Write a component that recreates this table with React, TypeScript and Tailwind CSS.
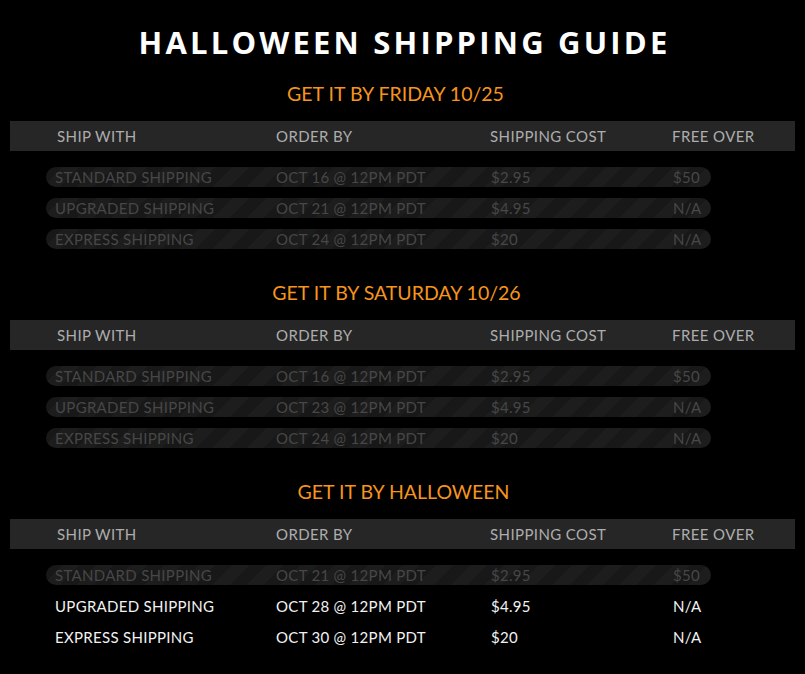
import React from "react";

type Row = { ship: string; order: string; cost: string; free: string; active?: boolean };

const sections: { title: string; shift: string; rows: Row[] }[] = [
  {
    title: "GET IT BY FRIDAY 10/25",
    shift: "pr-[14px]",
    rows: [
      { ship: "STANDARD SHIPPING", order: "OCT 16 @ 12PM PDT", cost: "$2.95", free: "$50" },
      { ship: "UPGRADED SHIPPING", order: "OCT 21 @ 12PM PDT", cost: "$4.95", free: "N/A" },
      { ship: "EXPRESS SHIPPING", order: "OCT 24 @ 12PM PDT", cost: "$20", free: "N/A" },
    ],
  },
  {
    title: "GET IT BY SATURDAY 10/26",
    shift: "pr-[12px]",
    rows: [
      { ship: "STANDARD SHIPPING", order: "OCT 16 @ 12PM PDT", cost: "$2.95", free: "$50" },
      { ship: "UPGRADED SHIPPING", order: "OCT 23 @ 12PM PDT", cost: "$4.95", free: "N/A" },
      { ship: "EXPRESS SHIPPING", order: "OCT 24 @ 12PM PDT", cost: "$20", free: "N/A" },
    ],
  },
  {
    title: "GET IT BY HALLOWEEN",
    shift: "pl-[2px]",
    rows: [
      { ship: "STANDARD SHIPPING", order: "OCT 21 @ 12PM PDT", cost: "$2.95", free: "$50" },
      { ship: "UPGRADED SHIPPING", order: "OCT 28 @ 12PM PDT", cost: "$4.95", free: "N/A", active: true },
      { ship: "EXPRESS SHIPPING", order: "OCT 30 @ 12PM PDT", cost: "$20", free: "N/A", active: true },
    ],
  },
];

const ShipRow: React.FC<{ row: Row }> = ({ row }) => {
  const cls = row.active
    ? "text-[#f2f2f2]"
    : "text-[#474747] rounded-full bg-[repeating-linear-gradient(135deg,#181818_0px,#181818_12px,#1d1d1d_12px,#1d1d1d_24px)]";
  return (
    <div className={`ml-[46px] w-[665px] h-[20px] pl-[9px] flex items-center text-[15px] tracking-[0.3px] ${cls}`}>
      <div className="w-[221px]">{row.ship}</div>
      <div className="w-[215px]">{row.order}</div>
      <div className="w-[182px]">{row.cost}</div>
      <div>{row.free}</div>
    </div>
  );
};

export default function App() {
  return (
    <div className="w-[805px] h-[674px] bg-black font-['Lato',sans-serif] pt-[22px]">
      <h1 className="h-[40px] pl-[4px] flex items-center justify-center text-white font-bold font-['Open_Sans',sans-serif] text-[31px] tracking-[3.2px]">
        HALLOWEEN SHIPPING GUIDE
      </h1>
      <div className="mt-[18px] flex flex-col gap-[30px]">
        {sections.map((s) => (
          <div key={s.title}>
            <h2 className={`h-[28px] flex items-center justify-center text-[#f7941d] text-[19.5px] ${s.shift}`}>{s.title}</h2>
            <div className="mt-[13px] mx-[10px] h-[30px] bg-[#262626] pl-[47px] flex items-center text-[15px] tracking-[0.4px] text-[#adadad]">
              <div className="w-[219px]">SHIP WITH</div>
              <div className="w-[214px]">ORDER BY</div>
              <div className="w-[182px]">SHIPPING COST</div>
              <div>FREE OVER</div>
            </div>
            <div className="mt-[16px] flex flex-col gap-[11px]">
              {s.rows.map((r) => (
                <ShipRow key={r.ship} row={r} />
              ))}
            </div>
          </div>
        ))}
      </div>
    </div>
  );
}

[REQUIRED WORK] All of the material above should be reproduced exactly, except the pictures.

[FULL OUTPUT]
Write a component that recreates this table with React, TypeScript and Tailwind CSS.
import React from "react";

type Row = { ship: string; order: string; cost: string; free: string; active?: boolean };

const sections: { title: string; shift: string; rows: Row[] }[] = [
  {
    title: "GET IT BY FRIDAY 10/25",
    shift: "pr-[14px]",
    rows: [
      { ship: "STANDARD SHIPPING", order: "OCT 16 @ 12PM PDT", cost: "$2.95", free: "$50" },
      { ship: "UPGRADED SHIPPING", order: "OCT 21 @ 12PM PDT", cost: "$4.95", free: "N/A" },
      { ship: "EXPRESS SHIPPING", order: "OCT 24 @ 12PM PDT", cost: "$20", free: "N/A" },
    ],
  },
  {
    title: "GET IT BY SATURDAY 10/26",
    shift: "pr-[12px]",
    rows: [
      { ship: "STANDARD SHIPPING", order: "OCT 16 @ 12PM PDT", cost: "$2.95", free: "$50" },
      { ship: "UPGRADED SHIPPING", order: "OCT 23 @ 12PM PDT", cost: "$4.95", free: "N/A" },
      { ship: "EXPRESS SHIPPING", order: "OCT 24 @ 12PM PDT", cost: "$20", free: "N/A" },
    ],
  },
  {
    title: "GET IT BY HALLOWEEN",
    shift: "pl-[2px]",
    rows: [
      { ship: "STANDARD SHIPPING", order: "OCT 21 @ 12PM PDT", cost: "$2.95", free: "$50" },
      { ship: "UPGRADED SHIPPING", order: "OCT 28 @ 12PM PDT", cost: "$4.95", free: "N/A", active: true },
      { ship: "EXPRESS SHIPPING", order: "OCT 30 @ 12PM PDT", cost: "$20", free: "N/A", active: true },
    ],
  },
];

const ShipRow: React.FC<{ row: Row }> = ({ row }) => {
  const cls = row.active
    ? "text-[#f2f2f2]"
    : "text-[#474747] rounded-full bg-[repeating-linear-gradient(135deg,#181818_0px,#181818_12px,#1d1d1d_12px,#1d1d1d_24px)]";
  return (
    <div className={`ml-[46px] w-[665px] h-[20px] pl-[9px] flex items-center text-[15px] tracking-[0.3px] ${cls}`}>
      <div className="w-[221px]">{row.ship}</div>
      <div className="w-[215px]">{row.order}</div>
      <div className="w-[182px]">{row.cost}</div>
      <div>{row.free}</div>
    </div>
  );
};

export default function App() {
  return (
    <div className="w-[805px] h-[674px] bg-black font-['Lato',sans-serif] pt-[22px]">
      <h1 className="h-[40px] pl-[4px] flex items-center justify-center text-white font-bold font-['Open_Sans',sans-serif] text-[31px] tracking-[3.2px]">
        HALLOWEEN SHIPPING GUIDE
      </h1>
      <div className="mt-[18px] flex flex-col gap-[30px]">
        {sections.map((s) => (
          <div key={s.title}>
            <h2 className={`h-[28px] flex items-center justify-center text-[#f7941d] text-[19.5px] ${s.shift}`}>{s.title}</h2>
            <div className="mt-[13px] mx-[10px] h-[30px] bg-[#262626] pl-[47px] flex items-center text-[15px] tracking-[0.4px] text-[#adadad]">
              <div className="w-[219px]">SHIP WITH</div>
              <div className="w-[214px]">ORDER BY</div>
              <div className="w-[182px]">SHIPPING COST</div>
              <div>FREE OVER</div>
            </div>
            <div className="mt-[16px] flex flex-col gap-[11px]">
              {s.rows.map((r) => (
                <ShipRow key={r.ship} row={r} />
              ))}
            </div>
          </div>
        ))}
      </div>
    </div>
  );
}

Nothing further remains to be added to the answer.